I have a string like GGACATCGCGGTGGATCGAC
.
How can I find all substrings that contain, for example, three G
s in any order?
For this string, it would be GCGG
or GTGG
, or GGACATCG
.
Also need to find such substrings for several letters, like, substrings with two G
s and one C
(CGAG
, GGAC
, GGATC
, CGG
)
def _sliding_window(s, char_a, char_b, count_a, count_b):
res = []
starts = []
for i in range(len(s)):
char = s[i]
if char in (char_a, char_b):
starts.append(i)
for start in starts:
As, Bs = 0, 0
temp = ""
for i in range(start, len(s)):
char = s[i]
if char == char_a:
As += 1
if char == char_b:
Bs += 1
temp += char
if As == count_a and Bs == count_b:
res.append(temp)
break
return res
s = "GGACATCGCGGTGGATCGCCACGCGACATCGCGGTGGATCGACGGACATCCGCGGTGCGATCCGACGACATGCGCGCG"
print(_sliding_window(s, 'G', 'C', 2, 1), "\n")
print(_sliding_window(s, 'G', 'C', 3, 0), "\n")
print(_sliding_window(s, 'G', 'C', 1, 2), "\n")
print(_sliding_window(s, 'G', 'C', 0, 3), "\n")
In the above algorithm, we first find the start indices, then we perform sliding window.

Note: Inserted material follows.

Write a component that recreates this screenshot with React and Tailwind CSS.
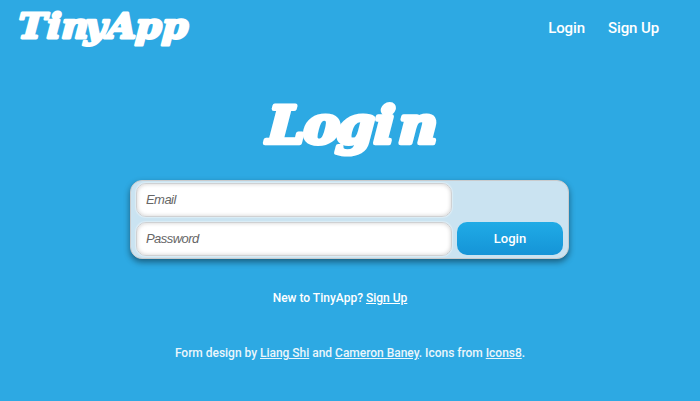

Sill has some logic issues that I will leave it to you.
If you don't have much data, you can just use an O(N^ 2) algorithm, which is simple to write.
['GGAC', 'GCG', 'CGG', 'GGATC', 'GATCG', 'GCG', 'GCG', 'CGG', 'GGATC', 'GATCG', 'GACG', 'CGG', 'GGAC', 'GCG', 'CGG', 'GTGC', 'GCG', 'GACG', 'GACATG', 'GCG', 'GCG', 'GCG']
['GGTG', 'GTGG', 'GGTG', 'GTGG', 'GGTG']
['GACATC', 'CATCG', 'CGC', 'CGC', 'GCC', 'CACG', 'CGC', 'CGAC', 'GACATC', 'CATCG', 'CGC', 'CGAC', 'GACATC', 'CCG', 'CGC', 'CGATC', 'GATCC', 'CCG', 'CGAC', 'CGAC', 'CATGC', 'CGC', 'CGC']
['CCAC', 'CATCC']
It'd be difficult to write pattern for each and every case. But the way to write a pattern is as follows.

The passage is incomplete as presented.